Regarding this counter-trend price increase, Exeed said that while factors such as rising chip costs contributed, the adjustment mainly reflects the brand’s proactive, long-term strategy, and the price change is intended to secure sustainable investment in R&D, maintain product quality, and enhance user services, ultimately delivering a reliable, high-value experience for customers.
“We are committed to resisting ‘involution-style competition’ and pursuing high-quality development. Chery does not engage in low-level ‘price wars’; instead, we aim to drive growth through technology and management, elevate product quality, move out of the ‘internal competition zone,’ and enter the ‘profit zone,’” said Yin Tongyue, Chairman of Chery Automobile.
A staff member from a joint-venture brand added, “We have always promoted a value-driven approach rather than focusing on price. By shifting the core of competition from ‘price wars’ to ‘technology,’ ‘features,’ and ‘user experience,’ the automotive market can develop in a healthier and more sustainable way.”
The price increase of the Exeed ET5 is driven not only by strategic considerations but also by tangible pressure of rising global supply chain costs.
The surge in memory chip prices has been ongoing for some time. According to a memory industry survey by TrendForce, in Q1 of this year, the quarterly contract price increase for conventional DRAM (dynamic random-access memory) is expected to climb from 55%–60% in early January to 90%–95%, and meanwhile, NAND Flash (non-volatile memory) contract prices are projected to rise from 33%–38% to 55%–60%, with further increases still possible.
Unlike the “chip shortage” of 2021, the current situation reflects a “resource competition” between the automotive and AI industries. Following the AI technology boom, demand for high-bandwidth memory (HBM) in data centers has surged exponentially, and this supply-demand imbalance has extended to consumer electronics and other end products, driving up prices across the board.
“This year, the automotive industry is under significant cost pressure, with rising memory chip prices posing the greatest challenge—not raw materials. Our Dimensity chips, NVIDIA chips, and cockpit chips all rely on memory chips, and automakers cannot compete with AI and high-performance computing centers, whose investments reach tens of billions of dollars. As a result, vehicles equipped with standard intelligent driving systems and smart cockpits will face notable cost-control challenges,” said Li Bin, chairman and CEO of NIO, in an interview in early January.
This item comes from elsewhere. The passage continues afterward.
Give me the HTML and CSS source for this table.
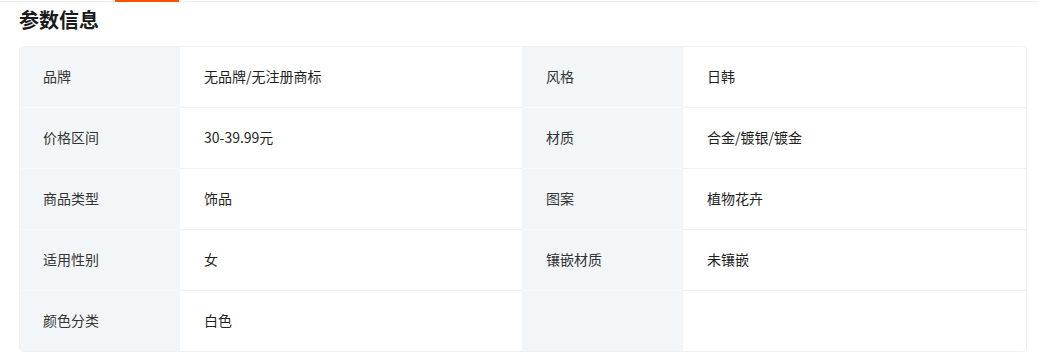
FILE: index.html
```html
<!DOCTYPE html>
<html lang="zh-CN">
<head>
<meta charset="utf-8">
<title>参数信息</title>
<link rel="stylesheet" href="styles.css">
</head>
<body>
<div class="tabbar"><div class="tab-active"></div></div>
<section class="params">
  <h2 class="title">参数信息</h2>
  <div class="table">
    <div class="cell label">品牌</div><div class="cell value">无品牌/无注册商标</div>
    <div class="cell label">风格</div><div class="cell value">日韩</div>
    <div class="cell label">价格区间</div><div class="cell value">30-39.99元</div>
    <div class="cell label">材质</div><div class="cell value">合金/镀银/镀金</div>
    <div class="cell label">商品类型</div><div class="cell value">饰品</div>
    <div class="cell label">图案</div><div class="cell value">植物花卉</div>
    <div class="cell label">适用性别</div><div class="cell value">女</div>
    <div class="cell label">镶嵌材质</div><div class="cell value">未镶嵌</div>
    <div class="cell label last">颜色分类</div><div class="cell value last">白色</div>
    <div class="cell label last"></div><div class="cell value last"></div>
  </div>
</section>
</body>
</html>
```
FILE: styles.css
```css
* { box-sizing: border-box; }
html, body { margin: 0; padding: 0; background: #fff; }
body {
  font-family: "Noto Sans CJK SC", "Noto Sans", sans-serif;
  color: #1f1f1f;
  width: 1038px;
}
.tabbar {
  height: 2px;
  border-bottom: 1px solid #eeeeee;
}
.tab-active {
  margin-left: 115px;
  width: 64px;
  height: 2px;
  background: #ff5000;
}
.params {
  padding: 0 11px 0 19px;
}
.title {
  margin: 5px 0 13px 0;
  font-size: 20px;
  line-height: 26px;
  font-weight: 700;
  color: #1a1a1a;
}
.table {
  display: grid;
  grid-template-columns: 160px 342px 161px 1fr;
  border: 1px solid #f0f0f0;
  border-radius: 4px;
  overflow: hidden;
}
.cell {
  height: 61px;
  display: flex;
  align-items: center;
  padding: 0 0 2px 24px;
  font-size: 14px;
  line-height: 20px;
  border-bottom: 1px solid #f0f1f3;
}
.cell.last { height: 60px; border-bottom: none; }
.label {
  background: #f3f6f9;
  color: #333;
  border-bottom-color: #f7f9fb;
}
.table > .label:nth-child(4n+1) { padding-left: 23px; }
.value {
  background: #fff;
  color: #1f1f1f;
}
```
Lei Jun, chairman of Xiaomi, also noted during a January livestream, “Memory prices are rising every quarter. Last quarter, they increased by 40%–50%, and this quarter they are expected to climb even further. At this pace, memory costs for vehicles alone could rise by several thousand yuan this year.”
Beyond chips, power batteries are also facing significant cost pressures. The key raw material, battery-grade lithium carbonate, surged from approximately 75,000 yuan per ton at the start of 2025 to 171,900 yuan per ton by March 2026.
According to a UBS report, the forecasted price of lithium carbonate has been revised to 26,000 USD per ton (approximately 185,000 yuan per ton). The report also projects that global lithium demand will double to 3.4 million tons by 2030, with demand expected to grow 14% in 2026 and accelerate further to 16% in 2027.
Cui Dongshu, secretary-general of the China Passenger Car Association, stated, “The global AI-driven surge in energy storage demand, coupled with the sharp rise in prices of non-ferrous metals like copper, has significantly increased cost pressures on automakers. With new energy vehicle sales growing continuously for over two years, the soaring prices of resources such as lithium carbonate have intensified bargaining across the entire supply chain.”